▶ _Instructions for the task_
Count how many lines below include the string "React", and give that number without anything else.

▶ _Material_
--- START ---

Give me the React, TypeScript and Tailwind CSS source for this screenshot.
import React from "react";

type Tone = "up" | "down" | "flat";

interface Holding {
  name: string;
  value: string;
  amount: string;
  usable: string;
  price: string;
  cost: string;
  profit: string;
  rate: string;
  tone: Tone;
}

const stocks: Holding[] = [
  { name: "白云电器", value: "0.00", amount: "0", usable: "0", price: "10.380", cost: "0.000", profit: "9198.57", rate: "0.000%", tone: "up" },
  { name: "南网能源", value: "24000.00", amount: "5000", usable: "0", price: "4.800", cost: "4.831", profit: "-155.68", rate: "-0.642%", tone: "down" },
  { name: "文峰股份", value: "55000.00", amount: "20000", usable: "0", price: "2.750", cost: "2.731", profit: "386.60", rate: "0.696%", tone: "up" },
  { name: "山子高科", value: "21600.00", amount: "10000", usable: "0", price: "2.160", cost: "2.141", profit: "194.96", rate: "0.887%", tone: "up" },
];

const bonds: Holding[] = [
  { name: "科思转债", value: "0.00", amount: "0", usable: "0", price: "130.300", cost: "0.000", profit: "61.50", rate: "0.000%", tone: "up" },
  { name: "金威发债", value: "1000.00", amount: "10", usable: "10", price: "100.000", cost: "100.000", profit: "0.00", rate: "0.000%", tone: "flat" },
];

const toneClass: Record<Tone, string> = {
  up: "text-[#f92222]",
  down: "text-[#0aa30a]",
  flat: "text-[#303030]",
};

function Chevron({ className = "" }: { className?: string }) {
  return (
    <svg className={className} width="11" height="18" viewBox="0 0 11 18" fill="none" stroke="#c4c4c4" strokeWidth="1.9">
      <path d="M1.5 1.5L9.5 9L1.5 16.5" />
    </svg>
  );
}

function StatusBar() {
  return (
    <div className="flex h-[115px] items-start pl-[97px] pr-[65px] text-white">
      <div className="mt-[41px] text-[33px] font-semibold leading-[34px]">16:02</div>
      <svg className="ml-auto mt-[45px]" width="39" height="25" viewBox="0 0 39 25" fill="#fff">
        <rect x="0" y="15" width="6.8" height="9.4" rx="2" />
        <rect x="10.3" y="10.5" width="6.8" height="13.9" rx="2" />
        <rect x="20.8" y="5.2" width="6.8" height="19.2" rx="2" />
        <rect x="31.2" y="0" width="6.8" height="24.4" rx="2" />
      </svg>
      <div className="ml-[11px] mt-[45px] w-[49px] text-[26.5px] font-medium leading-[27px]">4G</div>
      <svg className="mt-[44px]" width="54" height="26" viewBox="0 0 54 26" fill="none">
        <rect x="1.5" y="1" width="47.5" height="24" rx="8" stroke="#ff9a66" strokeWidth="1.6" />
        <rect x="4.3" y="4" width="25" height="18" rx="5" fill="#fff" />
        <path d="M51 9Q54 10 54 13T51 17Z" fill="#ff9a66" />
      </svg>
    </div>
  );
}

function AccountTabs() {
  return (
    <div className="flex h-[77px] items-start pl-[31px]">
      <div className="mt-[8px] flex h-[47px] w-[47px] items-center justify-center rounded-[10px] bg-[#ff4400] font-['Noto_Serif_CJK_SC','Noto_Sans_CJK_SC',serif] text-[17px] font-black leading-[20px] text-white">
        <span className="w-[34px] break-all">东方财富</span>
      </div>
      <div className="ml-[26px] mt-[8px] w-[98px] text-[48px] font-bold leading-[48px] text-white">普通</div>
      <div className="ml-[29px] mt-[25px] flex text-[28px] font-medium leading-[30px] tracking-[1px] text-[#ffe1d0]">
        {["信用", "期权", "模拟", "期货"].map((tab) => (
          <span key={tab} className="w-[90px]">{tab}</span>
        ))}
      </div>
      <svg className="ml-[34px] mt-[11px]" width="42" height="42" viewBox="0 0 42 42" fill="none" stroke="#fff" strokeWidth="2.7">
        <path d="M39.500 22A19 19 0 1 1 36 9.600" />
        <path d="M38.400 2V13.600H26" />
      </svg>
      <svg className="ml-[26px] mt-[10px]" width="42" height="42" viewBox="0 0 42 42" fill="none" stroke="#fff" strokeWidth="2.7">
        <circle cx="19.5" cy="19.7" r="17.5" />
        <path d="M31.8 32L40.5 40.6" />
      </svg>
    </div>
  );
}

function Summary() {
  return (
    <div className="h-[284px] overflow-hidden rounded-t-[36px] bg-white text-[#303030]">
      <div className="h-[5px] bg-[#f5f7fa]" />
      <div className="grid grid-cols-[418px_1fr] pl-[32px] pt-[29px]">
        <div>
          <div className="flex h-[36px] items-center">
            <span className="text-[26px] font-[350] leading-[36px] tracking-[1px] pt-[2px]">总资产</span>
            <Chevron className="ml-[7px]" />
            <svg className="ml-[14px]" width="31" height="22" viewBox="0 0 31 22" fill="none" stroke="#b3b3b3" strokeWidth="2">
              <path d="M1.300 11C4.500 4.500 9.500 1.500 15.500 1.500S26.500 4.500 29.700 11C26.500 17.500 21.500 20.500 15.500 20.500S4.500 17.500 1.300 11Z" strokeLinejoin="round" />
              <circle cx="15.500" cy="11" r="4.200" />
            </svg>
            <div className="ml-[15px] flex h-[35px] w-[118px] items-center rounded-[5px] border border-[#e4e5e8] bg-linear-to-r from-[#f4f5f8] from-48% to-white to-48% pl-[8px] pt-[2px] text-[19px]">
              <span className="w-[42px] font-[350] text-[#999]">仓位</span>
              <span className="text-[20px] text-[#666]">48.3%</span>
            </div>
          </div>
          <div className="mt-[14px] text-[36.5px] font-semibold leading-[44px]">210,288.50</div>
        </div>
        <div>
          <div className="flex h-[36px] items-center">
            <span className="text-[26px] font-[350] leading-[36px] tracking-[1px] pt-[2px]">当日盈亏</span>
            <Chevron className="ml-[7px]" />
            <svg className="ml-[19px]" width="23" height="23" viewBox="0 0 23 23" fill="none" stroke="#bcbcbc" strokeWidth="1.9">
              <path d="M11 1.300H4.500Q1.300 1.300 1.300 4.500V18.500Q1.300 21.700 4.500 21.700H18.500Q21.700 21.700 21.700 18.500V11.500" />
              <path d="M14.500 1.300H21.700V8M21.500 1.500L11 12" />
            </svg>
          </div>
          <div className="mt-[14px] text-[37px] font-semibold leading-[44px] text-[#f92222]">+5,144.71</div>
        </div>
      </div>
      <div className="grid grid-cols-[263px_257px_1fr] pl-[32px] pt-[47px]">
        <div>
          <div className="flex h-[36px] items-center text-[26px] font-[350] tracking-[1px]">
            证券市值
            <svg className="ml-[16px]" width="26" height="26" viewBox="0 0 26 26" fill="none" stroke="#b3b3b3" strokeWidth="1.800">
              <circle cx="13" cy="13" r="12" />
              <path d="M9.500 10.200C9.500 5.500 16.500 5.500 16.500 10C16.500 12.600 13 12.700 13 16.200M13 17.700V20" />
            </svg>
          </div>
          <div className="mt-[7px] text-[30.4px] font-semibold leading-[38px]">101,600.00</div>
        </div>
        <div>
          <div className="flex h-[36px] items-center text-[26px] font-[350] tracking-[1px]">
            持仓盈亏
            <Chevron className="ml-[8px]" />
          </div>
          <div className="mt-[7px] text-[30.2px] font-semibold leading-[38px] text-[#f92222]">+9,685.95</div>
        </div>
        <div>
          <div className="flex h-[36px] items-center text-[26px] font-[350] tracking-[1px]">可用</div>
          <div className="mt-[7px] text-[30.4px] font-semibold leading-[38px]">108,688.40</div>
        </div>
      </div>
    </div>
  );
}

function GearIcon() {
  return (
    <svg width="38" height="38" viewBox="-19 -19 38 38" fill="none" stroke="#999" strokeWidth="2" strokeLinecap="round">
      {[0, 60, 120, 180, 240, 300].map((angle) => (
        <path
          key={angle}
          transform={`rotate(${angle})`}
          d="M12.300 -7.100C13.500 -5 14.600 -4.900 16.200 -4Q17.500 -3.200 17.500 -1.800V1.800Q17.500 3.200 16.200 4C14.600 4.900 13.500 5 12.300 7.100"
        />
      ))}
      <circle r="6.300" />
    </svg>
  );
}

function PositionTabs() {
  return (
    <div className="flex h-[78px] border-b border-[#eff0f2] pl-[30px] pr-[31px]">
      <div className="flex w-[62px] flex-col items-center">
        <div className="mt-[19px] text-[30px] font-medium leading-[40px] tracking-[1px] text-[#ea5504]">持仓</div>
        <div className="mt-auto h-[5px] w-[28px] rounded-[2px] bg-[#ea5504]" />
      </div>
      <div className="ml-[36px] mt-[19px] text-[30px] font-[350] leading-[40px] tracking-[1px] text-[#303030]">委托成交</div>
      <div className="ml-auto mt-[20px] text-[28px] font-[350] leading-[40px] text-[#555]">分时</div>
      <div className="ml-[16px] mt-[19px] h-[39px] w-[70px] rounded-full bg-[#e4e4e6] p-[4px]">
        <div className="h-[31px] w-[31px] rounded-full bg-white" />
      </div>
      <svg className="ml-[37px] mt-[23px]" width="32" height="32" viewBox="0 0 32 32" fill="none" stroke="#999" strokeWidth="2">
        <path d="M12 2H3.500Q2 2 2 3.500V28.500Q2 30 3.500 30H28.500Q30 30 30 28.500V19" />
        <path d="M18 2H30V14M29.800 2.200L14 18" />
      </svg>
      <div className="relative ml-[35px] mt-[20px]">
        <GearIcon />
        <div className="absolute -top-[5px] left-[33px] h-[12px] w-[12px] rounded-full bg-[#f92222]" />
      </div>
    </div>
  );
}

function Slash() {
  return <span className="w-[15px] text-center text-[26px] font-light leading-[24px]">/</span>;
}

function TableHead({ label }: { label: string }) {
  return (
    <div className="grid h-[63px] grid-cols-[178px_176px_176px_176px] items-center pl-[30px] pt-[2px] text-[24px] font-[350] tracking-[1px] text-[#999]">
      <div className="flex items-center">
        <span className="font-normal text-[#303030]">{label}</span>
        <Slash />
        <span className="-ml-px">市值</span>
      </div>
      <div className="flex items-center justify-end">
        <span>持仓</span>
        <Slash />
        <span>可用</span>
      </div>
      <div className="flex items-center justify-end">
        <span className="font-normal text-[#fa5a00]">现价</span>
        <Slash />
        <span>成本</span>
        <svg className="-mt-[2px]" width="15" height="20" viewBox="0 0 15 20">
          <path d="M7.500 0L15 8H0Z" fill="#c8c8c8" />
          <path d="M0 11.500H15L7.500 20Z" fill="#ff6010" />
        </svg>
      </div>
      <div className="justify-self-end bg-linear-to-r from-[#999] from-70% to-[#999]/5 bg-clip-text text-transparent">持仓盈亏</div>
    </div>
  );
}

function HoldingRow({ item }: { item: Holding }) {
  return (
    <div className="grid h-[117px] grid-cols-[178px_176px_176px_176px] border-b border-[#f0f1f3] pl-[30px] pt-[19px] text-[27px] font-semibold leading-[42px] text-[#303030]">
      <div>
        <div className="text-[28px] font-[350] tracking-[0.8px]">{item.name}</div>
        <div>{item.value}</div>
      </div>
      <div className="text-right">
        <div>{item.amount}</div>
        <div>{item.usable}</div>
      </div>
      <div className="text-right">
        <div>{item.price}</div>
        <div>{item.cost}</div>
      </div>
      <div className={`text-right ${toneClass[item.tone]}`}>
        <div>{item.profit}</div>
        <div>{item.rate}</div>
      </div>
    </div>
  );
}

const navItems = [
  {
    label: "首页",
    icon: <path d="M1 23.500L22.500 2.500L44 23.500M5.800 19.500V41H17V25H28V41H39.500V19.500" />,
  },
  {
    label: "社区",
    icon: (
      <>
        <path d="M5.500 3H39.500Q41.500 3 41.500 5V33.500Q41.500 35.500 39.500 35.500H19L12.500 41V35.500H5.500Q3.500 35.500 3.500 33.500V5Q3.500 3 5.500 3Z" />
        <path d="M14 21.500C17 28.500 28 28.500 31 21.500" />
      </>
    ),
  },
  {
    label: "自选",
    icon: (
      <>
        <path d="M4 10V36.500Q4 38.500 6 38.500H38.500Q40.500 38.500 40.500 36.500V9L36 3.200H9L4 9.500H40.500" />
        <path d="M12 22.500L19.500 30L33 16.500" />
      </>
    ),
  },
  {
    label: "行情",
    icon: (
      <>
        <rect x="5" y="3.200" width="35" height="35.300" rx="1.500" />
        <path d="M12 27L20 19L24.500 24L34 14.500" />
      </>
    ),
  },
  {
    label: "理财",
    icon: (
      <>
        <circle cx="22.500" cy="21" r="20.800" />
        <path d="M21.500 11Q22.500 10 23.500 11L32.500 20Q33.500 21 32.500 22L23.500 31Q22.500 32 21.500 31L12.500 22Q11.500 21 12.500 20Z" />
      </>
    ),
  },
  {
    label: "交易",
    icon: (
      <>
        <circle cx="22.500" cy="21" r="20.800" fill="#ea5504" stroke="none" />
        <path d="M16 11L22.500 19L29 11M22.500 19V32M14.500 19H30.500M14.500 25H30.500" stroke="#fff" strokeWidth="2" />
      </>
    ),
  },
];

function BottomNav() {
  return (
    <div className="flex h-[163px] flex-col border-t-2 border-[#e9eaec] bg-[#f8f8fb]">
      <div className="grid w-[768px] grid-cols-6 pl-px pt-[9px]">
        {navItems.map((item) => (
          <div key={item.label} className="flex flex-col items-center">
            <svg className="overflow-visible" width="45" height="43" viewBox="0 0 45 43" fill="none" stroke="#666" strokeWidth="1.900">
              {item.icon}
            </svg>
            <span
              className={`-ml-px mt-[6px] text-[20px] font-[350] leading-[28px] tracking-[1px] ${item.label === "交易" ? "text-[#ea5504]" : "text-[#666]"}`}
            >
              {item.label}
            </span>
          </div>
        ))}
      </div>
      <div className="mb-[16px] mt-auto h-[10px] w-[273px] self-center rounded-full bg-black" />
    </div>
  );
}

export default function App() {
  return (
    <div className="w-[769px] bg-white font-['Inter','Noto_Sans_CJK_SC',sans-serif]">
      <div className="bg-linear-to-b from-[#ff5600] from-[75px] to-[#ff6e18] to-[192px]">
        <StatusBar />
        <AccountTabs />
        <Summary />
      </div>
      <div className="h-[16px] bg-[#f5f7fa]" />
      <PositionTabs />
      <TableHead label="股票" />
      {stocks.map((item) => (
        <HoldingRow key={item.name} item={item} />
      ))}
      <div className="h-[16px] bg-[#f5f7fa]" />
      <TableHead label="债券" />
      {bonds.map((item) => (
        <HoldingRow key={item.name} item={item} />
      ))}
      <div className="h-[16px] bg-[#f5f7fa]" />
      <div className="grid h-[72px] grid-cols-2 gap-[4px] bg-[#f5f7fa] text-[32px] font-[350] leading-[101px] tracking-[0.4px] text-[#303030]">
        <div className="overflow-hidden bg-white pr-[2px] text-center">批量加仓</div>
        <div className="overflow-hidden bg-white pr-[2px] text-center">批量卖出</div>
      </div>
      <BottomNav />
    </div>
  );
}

--- END ---

▶ _Solution to this problem_
2